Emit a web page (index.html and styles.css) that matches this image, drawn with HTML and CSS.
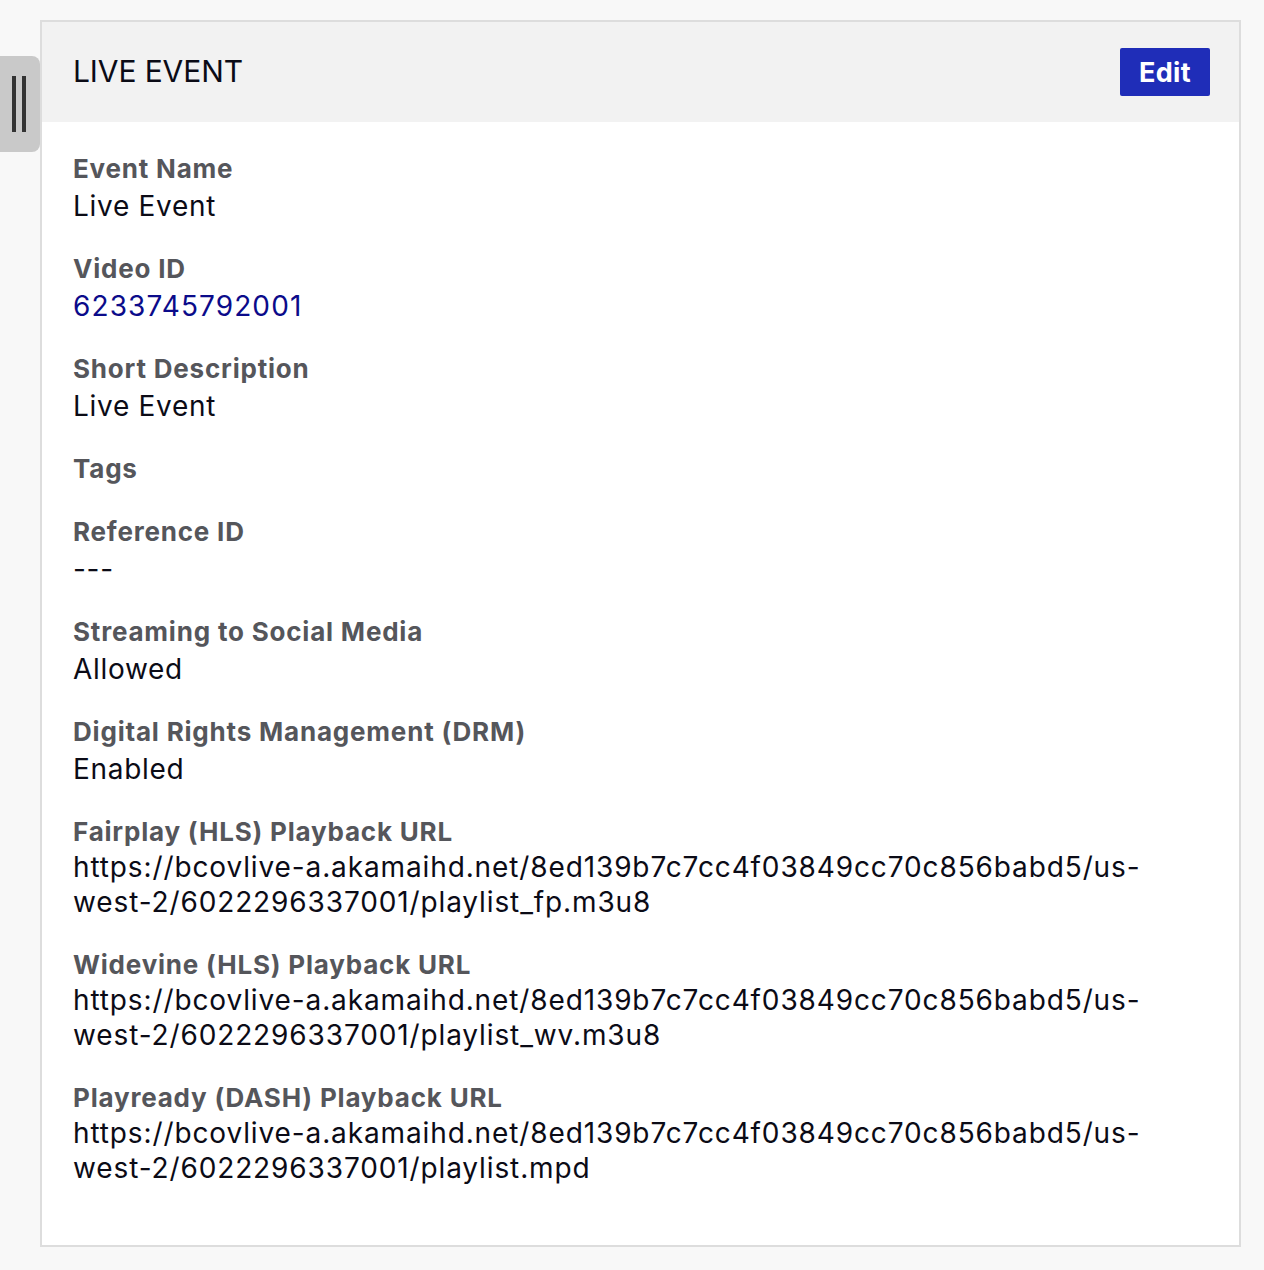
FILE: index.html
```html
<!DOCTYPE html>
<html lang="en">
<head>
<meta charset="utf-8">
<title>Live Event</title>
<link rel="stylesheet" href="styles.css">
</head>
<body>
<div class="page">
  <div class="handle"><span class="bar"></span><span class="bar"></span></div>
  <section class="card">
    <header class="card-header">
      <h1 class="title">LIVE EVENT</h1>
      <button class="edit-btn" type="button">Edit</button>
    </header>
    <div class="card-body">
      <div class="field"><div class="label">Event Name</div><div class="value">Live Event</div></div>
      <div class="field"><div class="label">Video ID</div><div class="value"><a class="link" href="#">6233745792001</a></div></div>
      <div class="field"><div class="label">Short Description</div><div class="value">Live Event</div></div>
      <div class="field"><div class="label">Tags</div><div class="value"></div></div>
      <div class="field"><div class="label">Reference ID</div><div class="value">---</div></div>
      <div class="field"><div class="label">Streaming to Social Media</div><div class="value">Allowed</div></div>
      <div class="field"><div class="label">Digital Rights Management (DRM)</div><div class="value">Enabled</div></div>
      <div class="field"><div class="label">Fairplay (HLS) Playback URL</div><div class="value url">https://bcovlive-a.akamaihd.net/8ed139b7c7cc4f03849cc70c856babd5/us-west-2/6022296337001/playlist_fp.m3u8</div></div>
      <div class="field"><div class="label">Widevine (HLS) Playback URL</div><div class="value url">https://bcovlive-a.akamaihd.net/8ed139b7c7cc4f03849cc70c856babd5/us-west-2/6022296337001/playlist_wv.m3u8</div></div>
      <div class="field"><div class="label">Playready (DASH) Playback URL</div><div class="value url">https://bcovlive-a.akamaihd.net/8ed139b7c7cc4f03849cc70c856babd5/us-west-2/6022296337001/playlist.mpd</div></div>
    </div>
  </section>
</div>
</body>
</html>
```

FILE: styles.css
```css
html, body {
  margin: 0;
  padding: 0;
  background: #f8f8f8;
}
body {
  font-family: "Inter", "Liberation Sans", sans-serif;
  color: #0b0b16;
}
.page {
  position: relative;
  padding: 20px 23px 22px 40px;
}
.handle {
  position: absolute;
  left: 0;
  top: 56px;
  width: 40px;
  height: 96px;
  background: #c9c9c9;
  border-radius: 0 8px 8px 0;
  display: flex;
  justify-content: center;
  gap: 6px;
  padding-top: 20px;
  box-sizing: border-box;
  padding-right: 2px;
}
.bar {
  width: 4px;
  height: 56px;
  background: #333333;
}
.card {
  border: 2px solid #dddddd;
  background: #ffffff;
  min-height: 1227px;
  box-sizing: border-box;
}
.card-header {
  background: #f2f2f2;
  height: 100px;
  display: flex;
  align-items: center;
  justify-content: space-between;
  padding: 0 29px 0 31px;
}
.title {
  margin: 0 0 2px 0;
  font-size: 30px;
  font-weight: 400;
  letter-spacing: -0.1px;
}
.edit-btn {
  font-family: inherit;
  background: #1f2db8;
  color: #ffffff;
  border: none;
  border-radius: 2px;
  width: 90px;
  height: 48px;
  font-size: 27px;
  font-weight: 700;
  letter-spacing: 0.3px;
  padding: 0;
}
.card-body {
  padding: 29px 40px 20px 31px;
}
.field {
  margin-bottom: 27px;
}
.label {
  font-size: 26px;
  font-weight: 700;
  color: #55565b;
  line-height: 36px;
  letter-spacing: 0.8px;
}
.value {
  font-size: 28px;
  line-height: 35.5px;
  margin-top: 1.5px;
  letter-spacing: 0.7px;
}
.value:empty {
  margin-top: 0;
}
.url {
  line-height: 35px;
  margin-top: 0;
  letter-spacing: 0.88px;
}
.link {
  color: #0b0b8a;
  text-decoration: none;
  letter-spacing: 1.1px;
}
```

########

▶ _Exercise brief_
Transcribe all the data word for word; the images stay out.

▶ _Response to this exercise_
Emit a web page (index.html and styles.css) that matches this image, drawn with HTML and CSS.
FILE: index.html
```html
<!DOCTYPE html>
<html lang="en">
<head>
<meta charset="utf-8">
<title>Live Event</title>
<link rel="stylesheet" href="styles.css">
</head>
<body>
<div class="page">
  <div class="handle"><span class="bar"></span><span class="bar"></span></div>
  <section class="card">
    <header class="card-header">
      <h1 class="title">LIVE EVENT</h1>
      <button class="edit-btn" type="button">Edit</button>
    </header>
    <div class="card-body">
      <div class="field"><div class="label">Event Name</div><div class="value">Live Event</div></div>
      <div class="field"><div class="label">Video ID</div><div class="value"><a class="link" href="#">6233745792001</a></div></div>
      <div class="field"><div class="label">Short Description</div><div class="value">Live Event</div></div>
      <div class="field"><div class="label">Tags</div><div class="value"></div></div>
      <div class="field"><div class="label">Reference ID</div><div class="value">---</div></div>
      <div class="field"><div class="label">Streaming to Social Media</div><div class="value">Allowed</div></div>
      <div class="field"><div class="label">Digital Rights Management (DRM)</div><div class="value">Enabled</div></div>
      <div class="field"><div class="label">Fairplay (HLS) Playback URL</div><div class="value url">https://bcovlive-a.akamaihd.net/8ed139b7c7cc4f03849cc70c856babd5/us-west-2/6022296337001/playlist_fp.m3u8</div></div>
      <div class="field"><div class="label">Widevine (HLS) Playback URL</div><div class="value url">https://bcovlive-a.akamaihd.net/8ed139b7c7cc4f03849cc70c856babd5/us-west-2/6022296337001/playlist_wv.m3u8</div></div>
      <div class="field"><div class="label">Playready (DASH) Playback URL</div><div class="value url">https://bcovlive-a.akamaihd.net/8ed139b7c7cc4f03849cc70c856babd5/us-west-2/6022296337001/playlist.mpd</div></div>
    </div>
  </section>
</div>
</body>
</html>
```

FILE: styles.css
```css
html, body {
  margin: 0;
  padding: 0;
  background: #f8f8f8;
}
body {
  font-family: "Inter", "Liberation Sans", sans-serif;
  color: #0b0b16;
}
.page {
  position: relative;
  padding: 20px 23px 22px 40px;
}
.handle {
  position: absolute;
  left: 0;
  top: 56px;
  width: 40px;
  height: 96px;
  background: #c9c9c9;
  border-radius: 0 8px 8px 0;
  display: flex;
  justify-content: center;
  gap: 6px;
  padding-top: 20px;
  box-sizing: border-box;
  padding-right: 2px;
}
.bar {
  width: 4px;
  height: 56px;
  background: #333333;
}
.card {
  border: 2px solid #dddddd;
  background: #ffffff;
  min-height: 1227px;
  box-sizing: border-box;
}
.card-header {
  background: #f2f2f2;
  height: 100px;
  display: flex;
  align-items: center;
  justify-content: space-between;
  padding: 0 29px 0 31px;
}
.title {
  margin: 0 0 2px 0;
  font-size: 30px;
  font-weight: 400;
  letter-spacing: -0.1px;
}
.edit-btn {
  font-family: inherit;
  background: #1f2db8;
  color: #ffffff;
  border: none;
  border-radius: 2px;
  width: 90px;
  height: 48px;
  font-size: 27px;
  font-weight: 700;
  letter-spacing: 0.3px;
  padding: 0;
}
.card-body {
  padding: 29px 40px 20px 31px;
}
.field {
  margin-bottom: 27px;
}
.label {
  font-size: 26px;
  font-weight: 700;
  color: #55565b;
  line-height: 36px;
  letter-spacing: 0.8px;
}
.value {
  font-size: 28px;
  line-height: 35.5px;
  margin-top: 1.5px;
  letter-spacing: 0.7px;
}
.value:empty {
  margin-top: 0;
}
.url {
  line-height: 35px;
  margin-top: 0;
  letter-spacing: 0.88px;
}
.link {
  color: #0b0b8a;
  text-decoration: none;
  letter-spacing: 1.1px;
}
```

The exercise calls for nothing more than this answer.